We discovered noticeable differences in decompilation failure rates between the three data
sources. Specifically, we note an increase in failure rates from open-source to commercial
and from commercial to malware applications. Nevertheless, our findings show an
unexpectedly small discrepancy in decompilability for all three datasets, warranting
further investigation in future work.

15:00-15:30

Speaker: Niklas Medinger

Title: Exploring Automatic Lemma Generation for the Tamarin Prover
Thesis Type: Bachelor Thesis
Talk Type: Intro Talk
Supervisor: Cas Cremers
Abstract:

Security protocols are all around us. Their applications range from securing the messages
we sent via Apps to protecting the passwords we use to log into our bank accounts.
As a result, these protocols need to be reliable and secure. One way to achieve this
is to formally model and verify protocols with verification tools such as ProVerif or
the Tamarin prover.
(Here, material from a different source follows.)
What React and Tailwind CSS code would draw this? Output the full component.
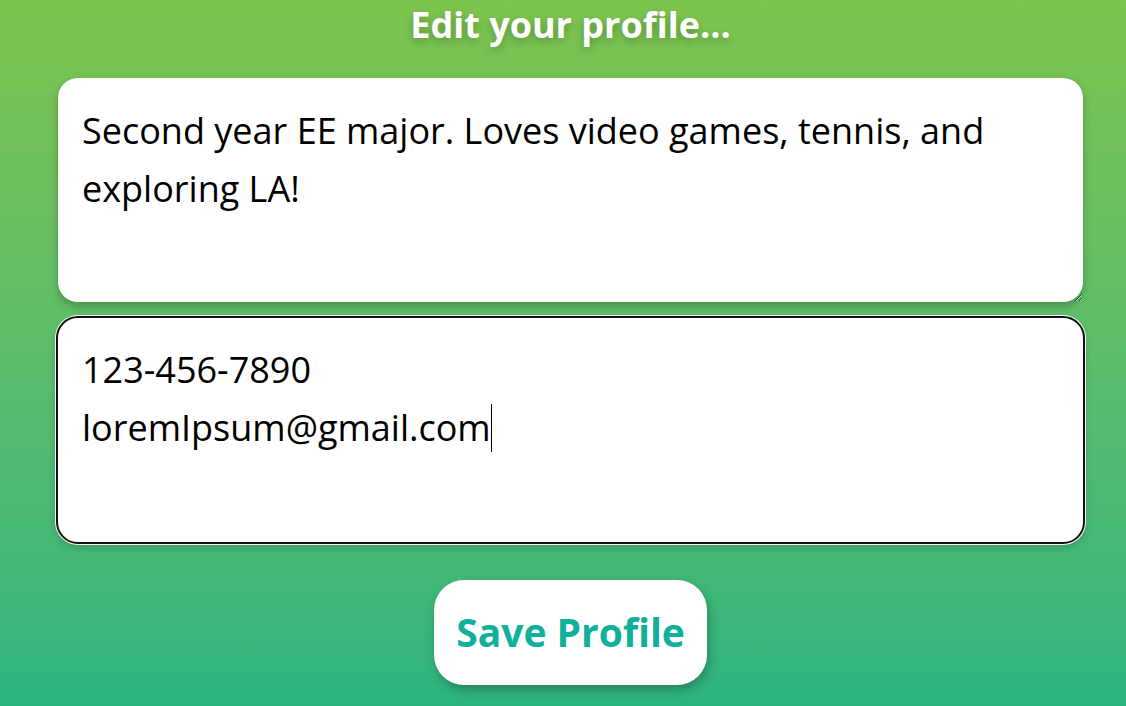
export default function App() {
  return (
    <div className="w-[1126px] h-[706px] overflow-hidden bg-gradient-to-b from-[#7dc44d] to-[#2cb47f] [font-family:'Open_Sans','Noto_Sans',sans-serif]">
      <div className="ml-[58px] w-[1025px] flex flex-col items-center">
        <h1 className="h-[52px] leading-[50px] text-[36px] font-bold text-white [text-shadow:0_4px_8px_rgba(0,0,0,0.25)]">
          Edit your profile...
        </h1>
        <textarea
          className="mt-[26px] w-full h-[224px] block rounded-[20px] bg-white p-6 text-[36px] leading-[58px] text-black outline-none shadow-[0_4px_8px_rgba(0,0,0,0.25)] [font-family:inherit]"
          defaultValue="Second year EE major. Loves video games, tennis, and exploring LA!"
        />
        <div className="mt-4 w-full h-[224px] rounded-[20px] bg-white px-6 py-[23px] text-[36px] leading-[58px] text-black outline-2 outline-[#101010] shadow-[0_0_0_3px_#ffffff,0_4px_8px_rgba(0,0,0,0.25)]">
          <div>123-456-7890</div>
          <div className="flex items-center">
            loremIpsum@gmail.com
            <span className="inline-block w-px h-[48px] bg-black" />
          </div>
        </div>
        <button className="mt-[38px] w-[273px] h-[105px] rounded-[30px] bg-white text-[39px] font-bold text-[#10b09a] shadow-[2px_5px_10px_rgba(0,0,0,0.25)]">
          Save Profile
        </button>
      </div>
    </div>
  );
}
Unfortunately, modeling a protocol and verifying its desired
security properties takes---depending on its complexity---up to months of work.
Since the desired security properties are often not automatically provable by the
tool, a major part of this process involves the step-wise refinement of intermediate
statements that, ultimately, imply the desired security properties. Aiming to cut down
the time and manual work needed to formally verify a protocol, this thesis identifies
common patterns in lemmas needed to verify protocols with the Tamarin prover, develops
an algorithm to automatically generate these lemmas, and evaluates its effect on the
time needed to prove the security properties of protocols.